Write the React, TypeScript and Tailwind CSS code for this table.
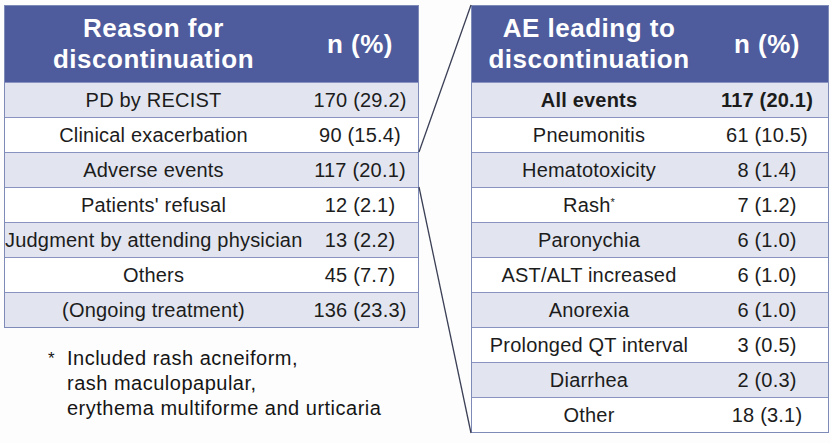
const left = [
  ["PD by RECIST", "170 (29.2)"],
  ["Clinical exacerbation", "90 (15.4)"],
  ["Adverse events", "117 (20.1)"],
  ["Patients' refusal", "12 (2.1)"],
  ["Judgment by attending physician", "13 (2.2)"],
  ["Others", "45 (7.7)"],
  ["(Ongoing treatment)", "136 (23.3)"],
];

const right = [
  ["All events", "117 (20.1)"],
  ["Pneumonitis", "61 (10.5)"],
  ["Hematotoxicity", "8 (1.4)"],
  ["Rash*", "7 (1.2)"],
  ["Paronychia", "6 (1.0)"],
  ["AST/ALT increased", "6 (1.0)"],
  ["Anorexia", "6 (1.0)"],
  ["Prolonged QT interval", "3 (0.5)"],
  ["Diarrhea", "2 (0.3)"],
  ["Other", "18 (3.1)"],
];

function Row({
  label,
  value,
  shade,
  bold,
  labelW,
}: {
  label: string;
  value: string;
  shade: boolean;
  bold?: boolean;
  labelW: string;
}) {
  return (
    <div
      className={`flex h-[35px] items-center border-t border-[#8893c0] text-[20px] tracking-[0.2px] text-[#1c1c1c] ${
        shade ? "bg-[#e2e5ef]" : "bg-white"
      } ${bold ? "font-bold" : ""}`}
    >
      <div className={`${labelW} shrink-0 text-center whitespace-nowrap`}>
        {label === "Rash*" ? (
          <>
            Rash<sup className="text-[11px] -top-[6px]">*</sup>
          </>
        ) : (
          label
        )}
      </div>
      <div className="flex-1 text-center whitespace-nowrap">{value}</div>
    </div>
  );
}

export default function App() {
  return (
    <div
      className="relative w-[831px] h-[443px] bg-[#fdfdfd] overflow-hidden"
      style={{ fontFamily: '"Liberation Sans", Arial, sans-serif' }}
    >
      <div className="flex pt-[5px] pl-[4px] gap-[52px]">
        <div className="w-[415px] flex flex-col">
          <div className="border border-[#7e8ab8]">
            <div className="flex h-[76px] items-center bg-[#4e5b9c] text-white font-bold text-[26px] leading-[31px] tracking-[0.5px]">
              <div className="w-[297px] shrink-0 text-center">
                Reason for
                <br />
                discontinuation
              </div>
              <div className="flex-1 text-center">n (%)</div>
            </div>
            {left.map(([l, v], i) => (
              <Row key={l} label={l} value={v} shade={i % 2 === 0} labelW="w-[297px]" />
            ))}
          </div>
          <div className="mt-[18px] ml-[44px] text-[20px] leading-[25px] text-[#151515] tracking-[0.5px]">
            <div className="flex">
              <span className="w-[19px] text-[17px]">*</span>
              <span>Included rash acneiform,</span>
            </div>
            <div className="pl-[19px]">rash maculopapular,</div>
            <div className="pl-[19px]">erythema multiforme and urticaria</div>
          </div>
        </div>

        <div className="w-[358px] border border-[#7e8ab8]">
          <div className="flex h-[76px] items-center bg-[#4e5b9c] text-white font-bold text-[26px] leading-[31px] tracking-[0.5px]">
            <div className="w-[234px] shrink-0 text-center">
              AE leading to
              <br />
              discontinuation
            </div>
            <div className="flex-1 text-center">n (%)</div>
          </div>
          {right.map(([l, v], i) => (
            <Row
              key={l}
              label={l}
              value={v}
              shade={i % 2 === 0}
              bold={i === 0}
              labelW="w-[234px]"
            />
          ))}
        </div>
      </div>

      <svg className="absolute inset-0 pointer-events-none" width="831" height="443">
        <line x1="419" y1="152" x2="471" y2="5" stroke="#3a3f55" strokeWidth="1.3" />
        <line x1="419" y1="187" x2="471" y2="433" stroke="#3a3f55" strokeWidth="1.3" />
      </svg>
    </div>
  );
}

— Exercise aim —
Pictures are to be left out; repeat all the remaining data exactly.

— Full answer —
Write the React, TypeScript and Tailwind CSS code for this table.
const left = [
  ["PD by RECIST", "170 (29.2)"],
  ["Clinical exacerbation", "90 (15.4)"],
  ["Adverse events", "117 (20.1)"],
  ["Patients' refusal", "12 (2.1)"],
  ["Judgment by attending physician", "13 (2.2)"],
  ["Others", "45 (7.7)"],
  ["(Ongoing treatment)", "136 (23.3)"],
];

const right = [
  ["All events", "117 (20.1)"],
  ["Pneumonitis", "61 (10.5)"],
  ["Hematotoxicity", "8 (1.4)"],
  ["Rash*", "7 (1.2)"],
  ["Paronychia", "6 (1.0)"],
  ["AST/ALT increased", "6 (1.0)"],
  ["Anorexia", "6 (1.0)"],
  ["Prolonged QT interval", "3 (0.5)"],
  ["Diarrhea", "2 (0.3)"],
  ["Other", "18 (3.1)"],
];

function Row({
  label,
  value,
  shade,
  bold,
  labelW,
}: {
  label: string;
  value: string;
  shade: boolean;
  bold?: boolean;
  labelW: string;
}) {
  return (
    <div
      className={`flex h-[35px] items-center border-t border-[#8893c0] text-[20px] tracking-[0.2px] text-[#1c1c1c] ${
        shade ? "bg-[#e2e5ef]" : "bg-white"
      } ${bold ? "font-bold" : ""}`}
    >
      <div className={`${labelW} shrink-0 text-center whitespace-nowrap`}>
        {label === "Rash*" ? (
          <>
            Rash<sup className="text-[11px] -top-[6px]">*</sup>
          </>
        ) : (
          label
        )}
      </div>
      <div className="flex-1 text-center whitespace-nowrap">{value}</div>
    </div>
  );
}

export default function App() {
  return (
    <div
      className="relative w-[831px] h-[443px] bg-[#fdfdfd] overflow-hidden"
      style={{ fontFamily: '"Liberation Sans", Arial, sans-serif' }}
    >
      <div className="flex pt-[5px] pl-[4px] gap-[52px]">
        <div className="w-[415px] flex flex-col">
          <div className="border border-[#7e8ab8]">
            <div className="flex h-[76px] items-center bg-[#4e5b9c] text-white font-bold text-[26px] leading-[31px] tracking-[0.5px]">
              <div className="w-[297px] shrink-0 text-center">
                Reason for
                <br />
                discontinuation
              </div>
              <div className="flex-1 text-center">n (%)</div>
            </div>
            {left.map(([l, v], i) => (
              <Row key={l} label={l} value={v} shade={i % 2 === 0} labelW="w-[297px]" />
            ))}
          </div>
          <div className="mt-[18px] ml-[44px] text-[20px] leading-[25px] text-[#151515] tracking-[0.5px]">
            <div className="flex">
              <span className="w-[19px] text-[17px]">*</span>
              <span>Included rash acneiform,</span>
            </div>
            <div className="pl-[19px]">rash maculopapular,</div>
            <div className="pl-[19px]">erythema multiforme and urticaria</div>
          </div>
        </div>

        <div className="w-[358px] border border-[#7e8ab8]">
          <div className="flex h-[76px] items-center bg-[#4e5b9c] text-white font-bold text-[26px] leading-[31px] tracking-[0.5px]">
            <div className="w-[234px] shrink-0 text-center">
              AE leading to
              <br />
              discontinuation
            </div>
            <div className="flex-1 text-center">n (%)</div>
          </div>
          {right.map(([l, v], i) => (
            <Row
              key={l}
              label={l}
              value={v}
              shade={i % 2 === 0}
              bold={i === 0}
              labelW="w-[234px]"
            />
          ))}
        </div>
      </div>

      <svg className="absolute inset-0 pointer-events-none" width="831" height="443">
        <line x1="419" y1="152" x2="471" y2="5" stroke="#3a3f55" strokeWidth="1.3" />
        <line x1="419" y1="187" x2="471" y2="433" stroke="#3a3f55" strokeWidth="1.3" />
      </svg>
    </div>
  );
}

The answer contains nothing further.